The estimated short-run results revealed that inflation had a positive short-run effect on itself in the previous, second and third periods. Tax revenue had a positive effect on inflation in the previous and current periods but had a negative effect at second lag. Government expenditure had a negative effect on inflation at the current period and a positive effect at lag three. The results also, showed that interest rate and external debt had a negative effect on inflation at the current and second previous periods. The long-run estimates show that tax revenue had a positive significant effect on inflation (Coefficient = 109.913, p-value = 0.07) which means that a one percent increase in revenue resulted in an average of 1.09 percentage points increase in inflation. The government expenditure had a negative significant effect on inflation (Coefficient = -34.063, p-value = 0.042) implying that a one percent decrease in government expenditure resulted in an average 0.34 percentage points increase in inflation. External debt had a positive significant effect on inflation (Coefficient = 41.769, p-value = 0.000) demonstrating that a 1% increase in external debt was associated with an average of 0.41 percentage points increase in inflation. Furthermore, the Error Correction Model had a negative coefficient, implying that the interdependence between fiscal policy and inflation corrected its previous period’s disequilibrium at a rate of 0.704% quarterly to reach a steady state.
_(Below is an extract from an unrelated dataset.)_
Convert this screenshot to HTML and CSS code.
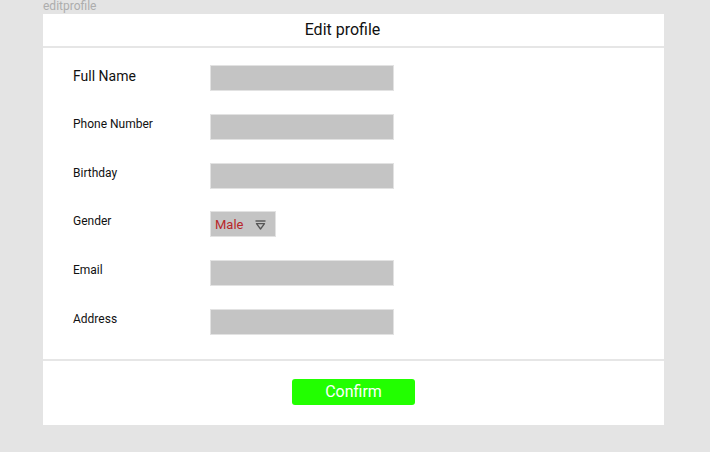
FILE: index.html
```html
<!DOCTYPE html>
<html lang="en">
<head>
<meta charset="utf-8">
<title>editprofile</title>
<link rel="stylesheet" href="styles.css">
</head>
<body>
<div class="page">
  <div class="caption">editprofile</div>
  <div class="card">
    <div class="card-header">Edit profile</div>
    <div class="form">
      <div class="label label-lg">Full Name</div>
      <div class="input"></div>
      <div class="label">Phone Number</div>
      <div class="input"></div>
      <div class="label">Birthday</div>
      <div class="input"></div>
      <div class="label">Gender</div>
      <div class="select">
        <span class="select-value">Male</span>
        <svg class="select-icon" width="11" height="10" viewBox="0 0 11 10" aria-hidden="true">
          <line x1="0.5" y1="1" x2="10.5" y2="1" stroke="#555" stroke-width="1.4"/>
          <path d="M1.5 3.6 H9.5 L5.5 9 Z" fill="none" stroke="#555" stroke-width="1.3" stroke-linejoin="round"/>
        </svg>
      </div>
      <div class="label">Email</div>
      <div class="input"></div>
      <div class="label">Address</div>
      <div class="input"></div>
    </div>
    <div class="card-footer">
      <button class="btn-confirm" type="button">Confirm</button>
    </div>
  </div>
</div>
</body>
</html>
```
FILE: styles.css
```css
html, body {
  margin: 0;
  padding: 0;
  background: #e4e4e4;
  font-family: Roboto, "Liberation Sans", sans-serif;
}

.page {
  padding-left: 43px;
  width: 621px;
}

.caption {
  height: 14px;
  font-size: 12px;
  line-height: 12px;
  color: #adadad;
}

.card {
  background: #ffffff;
}

.card-header {
  height: 32px;
  line-height: 32px;
  text-align: center;
  font-size: 16px;
  color: #111;
  padding-right: 22px;
  border-bottom: 2px solid #e6e6e6;
}

.form {
  display: grid;
  grid-template-columns: 137px 1fr;
  grid-auto-rows: 26px;
  row-gap: 22.8px;
  padding: 17px 0 24px 30px;
}

.label {
  font-size: 12px;
  line-height: 20px;
  color: #111;
}

.label-lg {
  font-size: 14px;
  line-height: 22px;
}

.input {
  width: 182px;
  height: 24px;
  background: #c4c4c4;
  border: 1px solid #e2e2e2;
}

.select {
  width: 60px;
  height: 24px;
  background: #c4c4c4;
  border: 1px solid #e2e2e2;
  display: flex;
  align-items: center;
  padding-left: 4px;
}

.select-value {
  font-size: 13px;
  color: #b8272b;
  margin-top: 1px;
}

.select-icon {
  margin-left: 12px;
  margin-top: 1px;
}

.card-footer {
  border-top: 2px solid #e6e6e6;
  height: 66px;
  display: flex;
  justify-content: center;
  align-items: flex-start;
  padding-top: 18px;
  box-sizing: border-box;
}

.btn-confirm {
  width: 123px;
  height: 26px;
  background: #22ff00;
  border: none;
  border-radius: 3px;
  color: #ffffff;
  font-family: Roboto, "Liberation Sans", sans-serif;
  font-size: 16px;
  padding: 0;
}
```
The study recommends the government should decrease the tax rate that decreases prevent the increasing rate of inflation. Moreover, the revenue generated from the tax should reduce the deficit rather than depending on external debt, as a potential factor for short- and long-term inflationary pressure. The government should increase expenses that influence investment to prevent demand-pull inflation because the investment in Burundi is too low and depends on imported goods. These factors attributed the increase in external debt to supplementing the external reserve. Also, the government should reduce external borrowing to supplement the deficit budgets by implementing tax and expenditure reforms that do not depend on tax rates.